Like the people of Leningrad during World War II, they would rather resist not five days but five years than descend the mountain and submit to the will of a radical group that commits a massacre wherever it goes.

The Yezidis are one of the most peaceful people in Iraq: they practice their religion, they farm their land and they want to be left alone.

They have never harmed anyone. They don’t try to convert you and they don’t want you to impose your religion on them.

But Iraq is no place for peaceful people. It is no place for diversity. Yezidis are called “devil worshipers.” For 10 years their villages have been attacked with car bombs. Their young men going to Mosul to find work have been kidnapped and beheaded.

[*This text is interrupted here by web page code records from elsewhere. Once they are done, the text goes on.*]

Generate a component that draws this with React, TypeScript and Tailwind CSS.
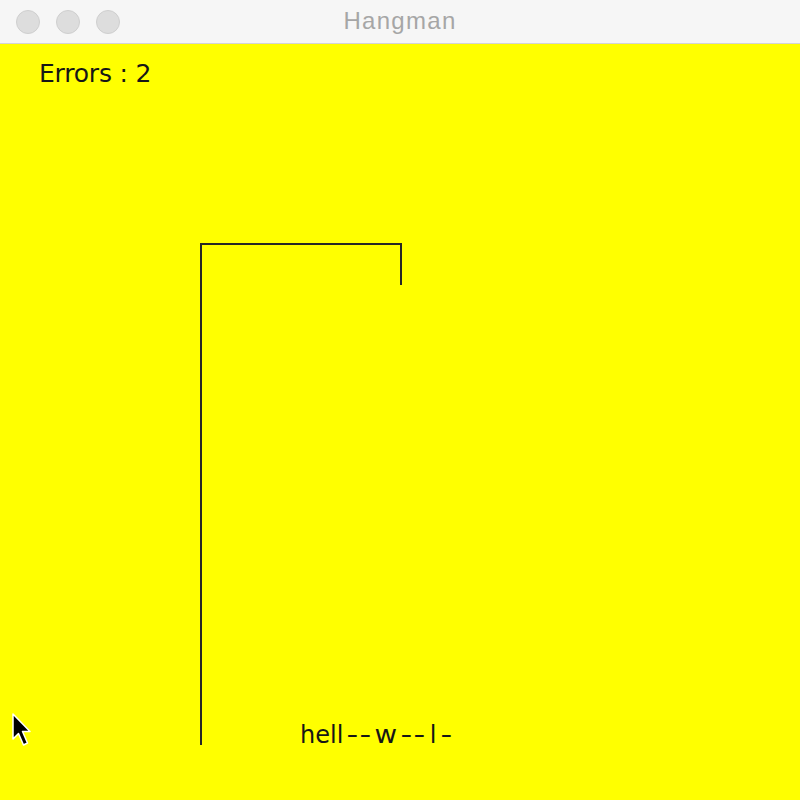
import React from "react";

function Dash() {
  return (
    <span className="inline-block w-[13.5px] text-center">
      <span className="inline-block scale-x-[1.35]">-</span>
    </span>
  );
}

export default function App() {
  return (
    <div className="w-[800px] h-[800px] flex flex-col overflow-hidden">
      <div className="h-[44px] bg-[#f6f6f6] border-b border-[#d4d4d4] flex items-center relative shrink-0">
        <div className="flex gap-[16px] pl-[16px]">
          <div className="w-[24px] h-[24px] rounded-full bg-[#dddddd] border border-[#cfcfcf]" />
          <div className="w-[24px] h-[24px] rounded-full bg-[#dddddd] border border-[#cfcfcf]" />
          <div className="w-[24px] h-[24px] rounded-full bg-[#dddddd] border border-[#cfcfcf]" />
        </div>
        <div
          className="absolute inset-0 flex items-center justify-center text-[24px] tracking-[1.3px] text-[#a6a6a6] pb-[1px]"
          style={{ fontFamily: '"Liberation Sans", Arial, sans-serif' }}
        >
          Hangman
        </div>
      </div>
      <div
        className="flex-1 bg-[#ffff00] relative text-[#161616]"
        style={{ fontFamily: '"DejaVu Sans", sans-serif' }}
      >
        <div className="absolute left-[39px] top-[17px] text-[25px] leading-none tracking-[-0.2px]">Errors : 2</div>
        <svg className="absolute inset-0" width="800" height="756" viewBox="0 44 800 756">
          <path d="M201 745 V244 H401 V285" fill="none" stroke="#262626" strokeWidth="2" />
          <path
            d="M13 714 L13 739 L18.5 733.5 L23.5 745 L27.5 743 L22.5 731.5 L30 731.5 Z"
            fill="#000"
            stroke="#fff"
            strokeWidth="1.5"
            strokeLinejoin="round"
          />
        </svg>
        <div className="absolute left-[300px] top-[679px] text-[24px] leading-none whitespace-nowrap">
          <span className="inline-block w-[45.5px]">hell</span>
          <Dash />
          <Dash />
          <span className="inline-block w-[27px] text-center">
            <span className="inline-block scale-x-[1.15]">w</span>
          </span>
          <Dash />
          <Dash />
          <span className="inline-block w-[13px] text-center">l</span>
          <Dash />
        </div>
      </div>
    </div>
  );
}
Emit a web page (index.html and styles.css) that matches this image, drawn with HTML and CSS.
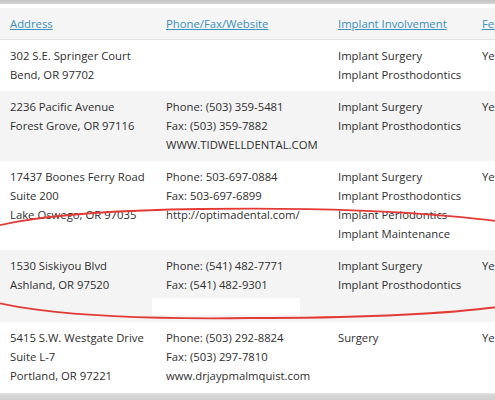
FILE: index.html
```html
<!DOCTYPE html>
<html lang="en">

<head>
    <meta charset="UTF-8">
    <meta name="viewport" content="width=device-width, initial-scale=1.0">
    <title>Implant Providers</title>
    <link rel="stylesheet" href="styles.css">
</head>

<body>
    <div class="shot">
        <div class="top-bar"></div>
        <div class="sheet">
            <table class="providers">
                <colgroup>
                    <col class="c-addr">
                    <col class="c-phone">
                    <col class="c-impl">
                    <col class="c-fee">
                </colgroup>
                <thead>
                    <tr>
                        <th><a href="#">Address</a></th>
                        <th><a href="#">Phone/Fax/Website</a></th>
                        <th><a href="#">Implant Involvement</a></th>
                        <th><a href="#">Fees</a></th>
                    </tr>
                </thead>
                <tbody>
                    <tr>
                        <td>302 S.E. Springer Court<br>Bend, OR 97702</td>
                        <td></td>
                        <td>Implant Surgery<br>Implant Prosthodontics</td>
                        <td>Yes</td>
                    </tr>
                    <tr class="alt">
                        <td>2236 Pacific Avenue<br>Forest Grove, OR 97116</td>
                        <td>Phone: (503) 359-5481<br>Fax: (503) 359-7882<br>WWW.TIDWELLDENTAL.COM</td>
                        <td>Implant Surgery<br>Implant Prosthodontics</td>
                        <td>Yes</td>
                    </tr>
                    <tr>
                        <td>17437 Boones Ferry Road<br>Suite 200<br>Lake Oswego, OR 97035</td>
                        <td>Phone: 503-697-0884<br>Fax: 503-697-6899<br>http://optimadental.com/</td>
                        <td>Implant Surgery<br>Implant Prosthodontics<br>Implant Periodontics<br>Implant Maintenance</td>
                        <td>Yes</td>
                    </tr>
                    <tr class="alt">
                        <td>1530 Siskiyou Blvd<br>Ashland, OR 97520</td>
                        <td>Phone: (541) 482-7771<br>Fax: (541) 482-9301<br><span class="blanked"></span></td>
                        <td>Implant Surgery<br>Implant Prosthodontics</td>
                        <td>Yes</td>
                    </tr>
                    <tr>
                        <td>5415 S.W. Westgate Drive<br>Suite L-7<br>Portland, OR 97221</td>
                        <td>Phone: (503) 292-8824<br>Fax: (503) 297-7810<br>www.drjaypmalmquist.com</td>
                        <td>Surgery</td>
                        <td>Yes</td>
                    </tr>
                </tbody>
            </table>
        </div>
        <div class="bottom-bar"></div>

        <!-- hand drawn circle round the Lake Oswego / Ashland rows -->
        <svg class="scribble" width="495" height="400" viewBox="0 0 495 400">
            <path d="M250 318 C100 320, -60 312, -60 265 C-60 222, 60 211, 200 209 C340 207, 600 213, 600 262 C600 310, 420 318, 250 318 Z" />
        </svg>
    </div>
</body>

</html>
```

FILE: styles.css
```css
html,
body {
    margin: 0;
    padding: 0;
    background: #fff;
}

.shot {
    position: relative;
    width: 495px;
    height: 400px;
    overflow: hidden;
    font-family: "Open Sans", "DejaVu Sans", sans-serif;
    font-size: 11.3px;
    color: #2f2f2f;
}

.top-bar {
    height: 4px;
    background: linear-gradient(#c4c4c4, #d6d6d6);
}

.sheet {
    padding-top: 4px;
    border-bottom: 1px solid #e0e0e0;
    padding-bottom: 1px;
}

.providers {
    border-collapse: collapse;
    table-layout: fixed;
    width: 572px;
}

.c-addr {
    width: 156px;
}

.c-phone {
    width: 172px;
}

.c-impl {
    width: 144px;
}

.c-fee {
    width: 100px;
}

.providers th {
    text-align: left;
    font-weight: normal;
    background: #f5f5f5;
    border-bottom: 1px solid #e3e3e3;
    padding: 6px 10px 6px 10px;
    line-height: 19px;
}

.providers th a {
    color: #3b8ec0;
    text-decoration: underline;
}

.providers td {
    vertical-align: top;
    padding: 6px 10px 7px 10px;
    line-height: 19px;
    white-space: nowrap;
}

.providers tr.alt td {
    background: #f4f4f4;
}

.blanked {
    display: inline-block;
    width: 148px;
    height: 17px;
    margin-left: -14px;
    vertical-align: -7px;
    background: #fff;
}

.bottom-bar {
    height: 10px;
    background: linear-gradient(#d9d9d9, #c8c8c8);
}

.scribble {
    position: absolute;
    left: 0;
    top: 0;
    pointer-events: none;
}

.scribble path {
    fill: none;
    stroke: #e23b36;
    stroke-width: 1.8;
}
```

The plight of the Yezidis today is a test for the world conscience. It is understandable if the West isn’t interested in getting involved in the Shiite-Sunni war, but they shouldn’t be silent to the suffering of this noble people.

If the world is sincere about religious diversity, heritage sites, ancient cultures and ethnic minorities, then here is a case for them.

The people of Leningrad withstood a siege by Hitler’s forces that lasted almost three years until they saw their enemy defeated. The Yezidi Kurds will also see the backs of their enemies and will sooner or later return to rebuild their homes and shrines.

But why to sit and watch them die? Young men from every corner of Kurdistan have taken up arms and are now fighting for Shingal. The whole world should do the same.